[Front-end source files]
::::::::

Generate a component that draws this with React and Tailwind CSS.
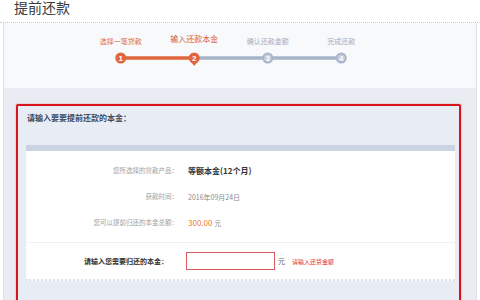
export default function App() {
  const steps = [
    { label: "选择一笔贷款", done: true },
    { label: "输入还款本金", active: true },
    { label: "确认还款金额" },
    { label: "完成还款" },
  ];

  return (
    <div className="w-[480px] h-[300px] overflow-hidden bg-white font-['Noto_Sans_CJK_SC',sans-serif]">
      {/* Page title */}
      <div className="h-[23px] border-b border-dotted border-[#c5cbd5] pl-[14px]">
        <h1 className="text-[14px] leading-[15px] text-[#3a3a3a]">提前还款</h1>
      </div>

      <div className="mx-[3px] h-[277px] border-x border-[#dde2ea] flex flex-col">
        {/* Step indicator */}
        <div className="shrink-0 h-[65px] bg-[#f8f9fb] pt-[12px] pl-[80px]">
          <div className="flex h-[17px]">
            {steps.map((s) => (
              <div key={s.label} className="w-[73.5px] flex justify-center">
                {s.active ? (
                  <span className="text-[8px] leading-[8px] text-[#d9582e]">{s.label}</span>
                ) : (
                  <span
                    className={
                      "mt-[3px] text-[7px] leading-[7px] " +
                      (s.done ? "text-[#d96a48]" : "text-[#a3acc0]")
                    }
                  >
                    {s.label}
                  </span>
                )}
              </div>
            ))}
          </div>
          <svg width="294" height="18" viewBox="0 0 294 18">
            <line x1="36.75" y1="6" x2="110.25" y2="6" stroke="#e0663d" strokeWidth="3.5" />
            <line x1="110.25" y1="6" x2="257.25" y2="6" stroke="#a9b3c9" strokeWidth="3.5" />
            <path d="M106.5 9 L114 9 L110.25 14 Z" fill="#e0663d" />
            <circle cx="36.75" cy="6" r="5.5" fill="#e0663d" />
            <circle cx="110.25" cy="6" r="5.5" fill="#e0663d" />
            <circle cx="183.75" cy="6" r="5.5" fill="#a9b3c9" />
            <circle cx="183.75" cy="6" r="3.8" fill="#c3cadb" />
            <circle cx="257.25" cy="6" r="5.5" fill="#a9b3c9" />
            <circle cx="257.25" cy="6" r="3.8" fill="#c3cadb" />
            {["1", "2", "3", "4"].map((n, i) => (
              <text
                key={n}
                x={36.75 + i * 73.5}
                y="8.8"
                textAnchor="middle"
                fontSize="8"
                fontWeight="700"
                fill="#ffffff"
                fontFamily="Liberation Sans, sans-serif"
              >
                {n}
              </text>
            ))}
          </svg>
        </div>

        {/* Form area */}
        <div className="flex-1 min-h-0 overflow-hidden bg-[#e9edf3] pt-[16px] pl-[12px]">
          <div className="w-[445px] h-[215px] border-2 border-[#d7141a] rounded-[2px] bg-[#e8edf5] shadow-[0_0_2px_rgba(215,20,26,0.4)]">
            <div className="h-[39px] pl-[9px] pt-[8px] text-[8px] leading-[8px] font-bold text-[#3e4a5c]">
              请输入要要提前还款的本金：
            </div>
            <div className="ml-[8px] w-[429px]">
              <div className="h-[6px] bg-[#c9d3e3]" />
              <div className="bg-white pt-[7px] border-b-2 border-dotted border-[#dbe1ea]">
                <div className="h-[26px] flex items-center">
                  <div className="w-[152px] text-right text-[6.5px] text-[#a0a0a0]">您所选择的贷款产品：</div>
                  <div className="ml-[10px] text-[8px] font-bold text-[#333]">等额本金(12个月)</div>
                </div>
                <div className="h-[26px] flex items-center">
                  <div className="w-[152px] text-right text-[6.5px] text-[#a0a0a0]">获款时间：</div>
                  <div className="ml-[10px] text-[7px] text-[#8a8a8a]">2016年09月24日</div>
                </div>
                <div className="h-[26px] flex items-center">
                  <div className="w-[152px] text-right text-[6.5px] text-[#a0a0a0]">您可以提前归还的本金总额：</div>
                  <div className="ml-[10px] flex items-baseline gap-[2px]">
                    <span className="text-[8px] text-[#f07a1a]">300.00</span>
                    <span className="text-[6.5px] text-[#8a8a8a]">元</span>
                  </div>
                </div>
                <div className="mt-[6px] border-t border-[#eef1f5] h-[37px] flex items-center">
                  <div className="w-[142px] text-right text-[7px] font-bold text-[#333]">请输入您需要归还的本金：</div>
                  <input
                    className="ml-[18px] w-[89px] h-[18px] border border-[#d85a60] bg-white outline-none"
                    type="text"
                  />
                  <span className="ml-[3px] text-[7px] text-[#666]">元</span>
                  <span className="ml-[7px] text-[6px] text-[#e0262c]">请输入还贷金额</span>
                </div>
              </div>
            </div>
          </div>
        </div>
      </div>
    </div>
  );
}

::::::::

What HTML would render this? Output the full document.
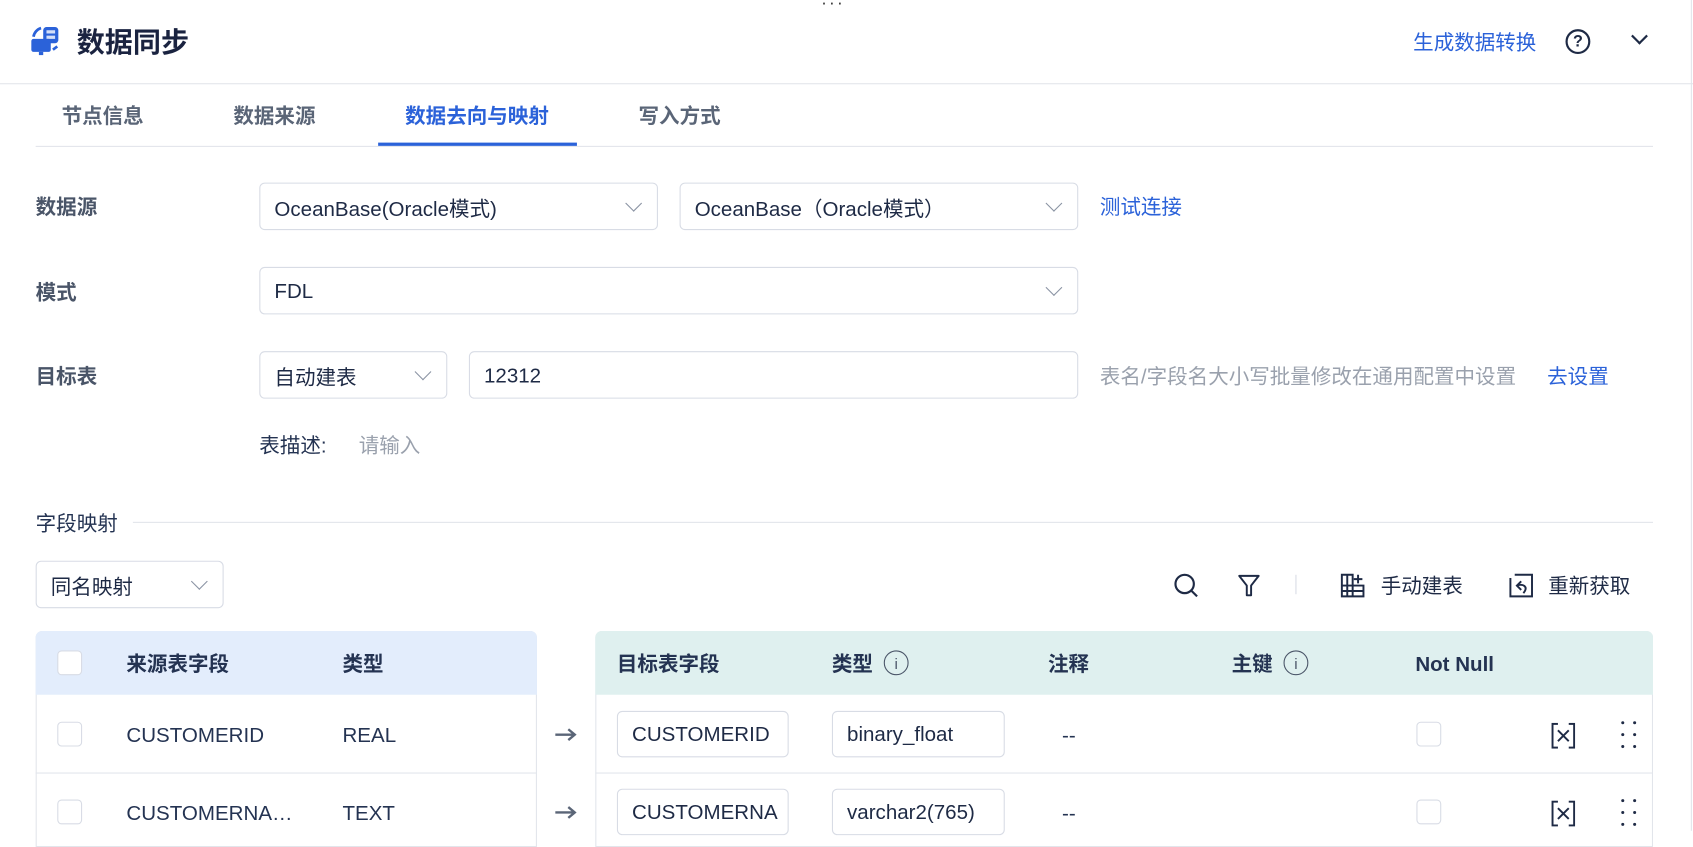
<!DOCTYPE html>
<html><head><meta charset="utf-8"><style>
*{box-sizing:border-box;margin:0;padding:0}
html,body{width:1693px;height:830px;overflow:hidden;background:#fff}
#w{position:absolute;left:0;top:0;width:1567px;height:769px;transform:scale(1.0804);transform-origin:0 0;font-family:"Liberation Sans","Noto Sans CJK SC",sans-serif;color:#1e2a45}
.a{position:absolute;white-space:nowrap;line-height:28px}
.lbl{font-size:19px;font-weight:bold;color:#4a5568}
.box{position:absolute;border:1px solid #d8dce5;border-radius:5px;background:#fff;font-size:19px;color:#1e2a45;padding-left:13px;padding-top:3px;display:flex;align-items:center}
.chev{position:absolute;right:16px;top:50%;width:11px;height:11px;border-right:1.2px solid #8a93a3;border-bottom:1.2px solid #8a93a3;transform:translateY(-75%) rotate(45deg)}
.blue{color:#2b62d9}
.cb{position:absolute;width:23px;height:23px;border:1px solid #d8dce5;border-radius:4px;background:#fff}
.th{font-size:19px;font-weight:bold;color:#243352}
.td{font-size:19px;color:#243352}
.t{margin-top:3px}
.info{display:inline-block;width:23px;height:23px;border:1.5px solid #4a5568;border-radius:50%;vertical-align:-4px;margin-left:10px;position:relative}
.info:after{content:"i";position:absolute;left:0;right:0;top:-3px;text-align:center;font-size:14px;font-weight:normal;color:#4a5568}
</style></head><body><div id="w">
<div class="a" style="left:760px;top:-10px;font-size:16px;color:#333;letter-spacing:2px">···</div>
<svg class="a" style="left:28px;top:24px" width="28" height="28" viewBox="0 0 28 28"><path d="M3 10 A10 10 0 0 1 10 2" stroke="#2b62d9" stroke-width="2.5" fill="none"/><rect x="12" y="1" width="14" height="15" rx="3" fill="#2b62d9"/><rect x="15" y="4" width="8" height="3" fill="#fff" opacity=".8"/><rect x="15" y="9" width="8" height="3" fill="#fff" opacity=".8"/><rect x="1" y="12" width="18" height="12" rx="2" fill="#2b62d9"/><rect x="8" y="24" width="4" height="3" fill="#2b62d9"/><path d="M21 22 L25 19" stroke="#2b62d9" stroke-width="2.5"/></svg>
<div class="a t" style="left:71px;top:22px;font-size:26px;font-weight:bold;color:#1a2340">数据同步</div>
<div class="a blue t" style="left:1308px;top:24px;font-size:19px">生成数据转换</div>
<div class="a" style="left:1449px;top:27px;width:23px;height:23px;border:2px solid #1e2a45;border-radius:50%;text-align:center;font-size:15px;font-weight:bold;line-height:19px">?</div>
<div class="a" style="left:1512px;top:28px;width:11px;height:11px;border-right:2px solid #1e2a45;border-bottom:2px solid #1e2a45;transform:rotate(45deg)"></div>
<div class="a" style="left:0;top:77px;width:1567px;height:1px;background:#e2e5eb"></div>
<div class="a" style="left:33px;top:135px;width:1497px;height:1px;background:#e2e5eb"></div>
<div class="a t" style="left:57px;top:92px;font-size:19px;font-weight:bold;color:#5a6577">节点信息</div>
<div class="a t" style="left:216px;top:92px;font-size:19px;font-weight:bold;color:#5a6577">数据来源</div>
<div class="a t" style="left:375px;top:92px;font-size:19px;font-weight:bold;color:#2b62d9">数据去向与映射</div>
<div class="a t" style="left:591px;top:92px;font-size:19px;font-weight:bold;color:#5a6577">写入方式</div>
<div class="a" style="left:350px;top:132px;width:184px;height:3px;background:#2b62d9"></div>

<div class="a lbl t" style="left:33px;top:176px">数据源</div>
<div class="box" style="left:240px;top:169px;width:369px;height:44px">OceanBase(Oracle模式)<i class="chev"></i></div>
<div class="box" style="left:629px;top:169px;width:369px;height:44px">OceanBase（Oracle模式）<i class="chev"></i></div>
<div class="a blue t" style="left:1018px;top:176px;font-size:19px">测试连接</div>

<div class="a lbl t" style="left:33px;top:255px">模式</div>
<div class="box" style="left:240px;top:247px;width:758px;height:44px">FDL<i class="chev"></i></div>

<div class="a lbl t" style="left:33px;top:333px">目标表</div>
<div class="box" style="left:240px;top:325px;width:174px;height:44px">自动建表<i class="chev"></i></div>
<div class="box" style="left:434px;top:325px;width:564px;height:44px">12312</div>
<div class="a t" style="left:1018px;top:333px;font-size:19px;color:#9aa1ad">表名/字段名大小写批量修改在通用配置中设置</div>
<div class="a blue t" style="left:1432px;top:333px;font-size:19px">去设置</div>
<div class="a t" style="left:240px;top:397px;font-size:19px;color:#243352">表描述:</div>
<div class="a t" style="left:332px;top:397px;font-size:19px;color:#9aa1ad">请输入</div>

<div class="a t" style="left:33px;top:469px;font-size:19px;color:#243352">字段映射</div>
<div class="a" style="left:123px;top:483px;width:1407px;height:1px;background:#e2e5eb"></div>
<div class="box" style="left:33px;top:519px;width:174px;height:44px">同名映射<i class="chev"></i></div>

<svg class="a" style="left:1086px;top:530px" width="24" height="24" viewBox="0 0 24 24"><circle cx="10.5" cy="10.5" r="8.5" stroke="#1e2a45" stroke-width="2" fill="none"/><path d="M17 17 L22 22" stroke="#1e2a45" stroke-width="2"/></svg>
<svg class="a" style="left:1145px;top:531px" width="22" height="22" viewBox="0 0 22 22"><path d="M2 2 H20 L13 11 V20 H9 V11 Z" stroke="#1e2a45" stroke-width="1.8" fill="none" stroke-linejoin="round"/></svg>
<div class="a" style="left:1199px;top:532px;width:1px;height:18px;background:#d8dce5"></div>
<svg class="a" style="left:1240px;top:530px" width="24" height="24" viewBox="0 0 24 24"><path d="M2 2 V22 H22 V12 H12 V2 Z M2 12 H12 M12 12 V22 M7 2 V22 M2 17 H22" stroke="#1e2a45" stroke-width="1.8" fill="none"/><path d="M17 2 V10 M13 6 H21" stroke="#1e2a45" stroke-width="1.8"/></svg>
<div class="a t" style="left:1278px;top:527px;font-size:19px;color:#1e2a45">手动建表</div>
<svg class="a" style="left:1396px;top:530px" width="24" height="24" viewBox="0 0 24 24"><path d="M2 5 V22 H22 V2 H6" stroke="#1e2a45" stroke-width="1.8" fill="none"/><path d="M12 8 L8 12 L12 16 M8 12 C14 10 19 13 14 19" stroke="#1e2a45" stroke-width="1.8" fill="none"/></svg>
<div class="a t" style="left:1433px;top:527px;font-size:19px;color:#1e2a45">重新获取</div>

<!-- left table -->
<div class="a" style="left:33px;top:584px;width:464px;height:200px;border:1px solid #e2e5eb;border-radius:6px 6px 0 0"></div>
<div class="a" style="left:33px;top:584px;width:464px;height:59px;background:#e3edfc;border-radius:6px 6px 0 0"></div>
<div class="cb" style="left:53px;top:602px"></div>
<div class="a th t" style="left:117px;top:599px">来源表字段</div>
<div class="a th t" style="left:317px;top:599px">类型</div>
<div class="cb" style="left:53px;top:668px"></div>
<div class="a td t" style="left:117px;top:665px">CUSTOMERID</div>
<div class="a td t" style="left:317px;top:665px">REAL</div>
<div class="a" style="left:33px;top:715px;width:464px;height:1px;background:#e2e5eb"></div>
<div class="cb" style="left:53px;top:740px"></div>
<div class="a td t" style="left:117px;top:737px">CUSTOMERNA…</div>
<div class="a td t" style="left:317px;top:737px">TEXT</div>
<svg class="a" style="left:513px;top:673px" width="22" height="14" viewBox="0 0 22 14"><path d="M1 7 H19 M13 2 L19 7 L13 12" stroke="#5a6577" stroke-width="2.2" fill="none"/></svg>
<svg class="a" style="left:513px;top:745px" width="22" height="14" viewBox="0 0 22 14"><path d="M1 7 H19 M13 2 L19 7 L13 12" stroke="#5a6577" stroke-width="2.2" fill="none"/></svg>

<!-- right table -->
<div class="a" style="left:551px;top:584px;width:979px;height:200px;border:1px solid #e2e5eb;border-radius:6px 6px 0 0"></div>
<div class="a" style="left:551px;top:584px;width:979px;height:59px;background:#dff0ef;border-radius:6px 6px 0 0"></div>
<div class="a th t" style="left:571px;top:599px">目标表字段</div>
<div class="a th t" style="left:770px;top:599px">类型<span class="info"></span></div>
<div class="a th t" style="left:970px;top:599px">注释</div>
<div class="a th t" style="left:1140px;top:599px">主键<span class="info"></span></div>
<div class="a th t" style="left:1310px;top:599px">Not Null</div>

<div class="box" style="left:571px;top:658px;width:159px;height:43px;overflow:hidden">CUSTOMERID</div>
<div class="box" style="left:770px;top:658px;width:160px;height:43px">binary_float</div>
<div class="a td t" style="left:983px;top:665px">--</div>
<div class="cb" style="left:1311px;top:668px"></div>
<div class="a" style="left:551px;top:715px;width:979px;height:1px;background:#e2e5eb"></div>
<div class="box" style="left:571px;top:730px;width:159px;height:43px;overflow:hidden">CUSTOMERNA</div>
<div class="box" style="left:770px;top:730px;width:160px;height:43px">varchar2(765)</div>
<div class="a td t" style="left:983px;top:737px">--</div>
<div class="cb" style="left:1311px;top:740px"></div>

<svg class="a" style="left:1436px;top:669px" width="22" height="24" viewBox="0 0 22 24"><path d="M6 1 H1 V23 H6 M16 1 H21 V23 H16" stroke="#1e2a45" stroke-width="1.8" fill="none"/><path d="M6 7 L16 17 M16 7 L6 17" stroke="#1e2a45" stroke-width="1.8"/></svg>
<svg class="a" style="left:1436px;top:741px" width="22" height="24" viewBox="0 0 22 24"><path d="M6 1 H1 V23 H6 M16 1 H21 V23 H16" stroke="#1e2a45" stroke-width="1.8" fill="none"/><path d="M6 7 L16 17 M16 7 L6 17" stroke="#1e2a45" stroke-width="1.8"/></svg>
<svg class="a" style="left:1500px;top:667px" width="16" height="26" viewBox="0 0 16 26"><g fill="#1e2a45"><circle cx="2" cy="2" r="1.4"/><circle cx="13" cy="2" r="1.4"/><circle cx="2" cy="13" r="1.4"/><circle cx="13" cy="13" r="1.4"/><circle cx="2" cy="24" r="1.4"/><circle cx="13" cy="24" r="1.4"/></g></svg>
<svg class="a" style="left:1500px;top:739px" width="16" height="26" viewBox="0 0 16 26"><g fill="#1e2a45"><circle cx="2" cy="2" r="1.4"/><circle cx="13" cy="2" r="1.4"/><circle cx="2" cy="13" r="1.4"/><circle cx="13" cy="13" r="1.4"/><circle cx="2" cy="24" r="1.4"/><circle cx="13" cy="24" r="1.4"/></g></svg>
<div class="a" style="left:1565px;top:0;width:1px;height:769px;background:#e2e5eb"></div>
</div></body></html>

::::::::

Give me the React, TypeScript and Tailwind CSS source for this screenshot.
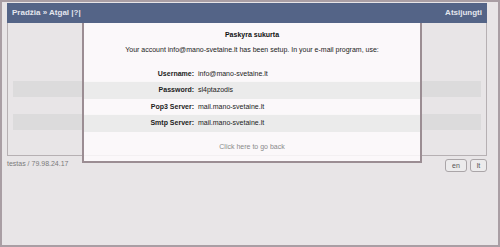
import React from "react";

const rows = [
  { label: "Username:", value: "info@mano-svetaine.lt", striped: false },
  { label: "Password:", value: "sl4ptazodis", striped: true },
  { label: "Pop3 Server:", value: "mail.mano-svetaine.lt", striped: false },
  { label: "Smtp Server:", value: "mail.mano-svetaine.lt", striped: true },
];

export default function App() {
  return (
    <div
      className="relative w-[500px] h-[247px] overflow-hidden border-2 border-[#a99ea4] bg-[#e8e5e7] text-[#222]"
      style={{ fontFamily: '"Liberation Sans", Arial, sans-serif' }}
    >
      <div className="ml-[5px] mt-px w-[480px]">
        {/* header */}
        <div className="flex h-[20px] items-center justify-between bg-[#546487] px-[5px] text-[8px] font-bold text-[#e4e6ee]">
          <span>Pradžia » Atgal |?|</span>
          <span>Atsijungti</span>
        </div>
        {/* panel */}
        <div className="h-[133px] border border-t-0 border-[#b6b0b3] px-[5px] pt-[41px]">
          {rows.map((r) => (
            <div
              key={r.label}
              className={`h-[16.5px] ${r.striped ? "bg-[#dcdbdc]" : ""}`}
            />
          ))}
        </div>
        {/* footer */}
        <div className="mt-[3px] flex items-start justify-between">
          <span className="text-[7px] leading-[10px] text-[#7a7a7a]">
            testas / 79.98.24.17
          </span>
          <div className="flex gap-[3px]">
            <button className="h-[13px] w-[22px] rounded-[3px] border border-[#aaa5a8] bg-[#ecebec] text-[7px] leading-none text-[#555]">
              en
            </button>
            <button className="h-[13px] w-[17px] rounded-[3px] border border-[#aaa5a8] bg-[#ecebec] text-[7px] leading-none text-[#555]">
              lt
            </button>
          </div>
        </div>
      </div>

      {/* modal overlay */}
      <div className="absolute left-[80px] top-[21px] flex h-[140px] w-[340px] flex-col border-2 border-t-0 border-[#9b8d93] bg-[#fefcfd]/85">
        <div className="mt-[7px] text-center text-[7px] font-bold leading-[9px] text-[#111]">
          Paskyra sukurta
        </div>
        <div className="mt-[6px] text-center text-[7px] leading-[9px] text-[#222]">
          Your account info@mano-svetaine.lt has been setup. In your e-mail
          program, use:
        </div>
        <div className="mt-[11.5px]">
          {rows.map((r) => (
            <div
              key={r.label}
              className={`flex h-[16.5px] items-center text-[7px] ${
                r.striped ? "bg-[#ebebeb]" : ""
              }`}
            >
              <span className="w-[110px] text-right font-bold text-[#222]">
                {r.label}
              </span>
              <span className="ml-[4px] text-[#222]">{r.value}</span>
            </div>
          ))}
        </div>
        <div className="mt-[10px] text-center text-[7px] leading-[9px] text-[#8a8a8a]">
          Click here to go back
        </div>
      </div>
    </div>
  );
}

::::::::

• **What is needed**: Look through the lines above and collect those with the word "React".

• **Task response**:
Generate a component that draws this with React and Tailwind CSS.
Give me the React, TypeScript and Tailwind CSS source for this screenshot.
import React from "react";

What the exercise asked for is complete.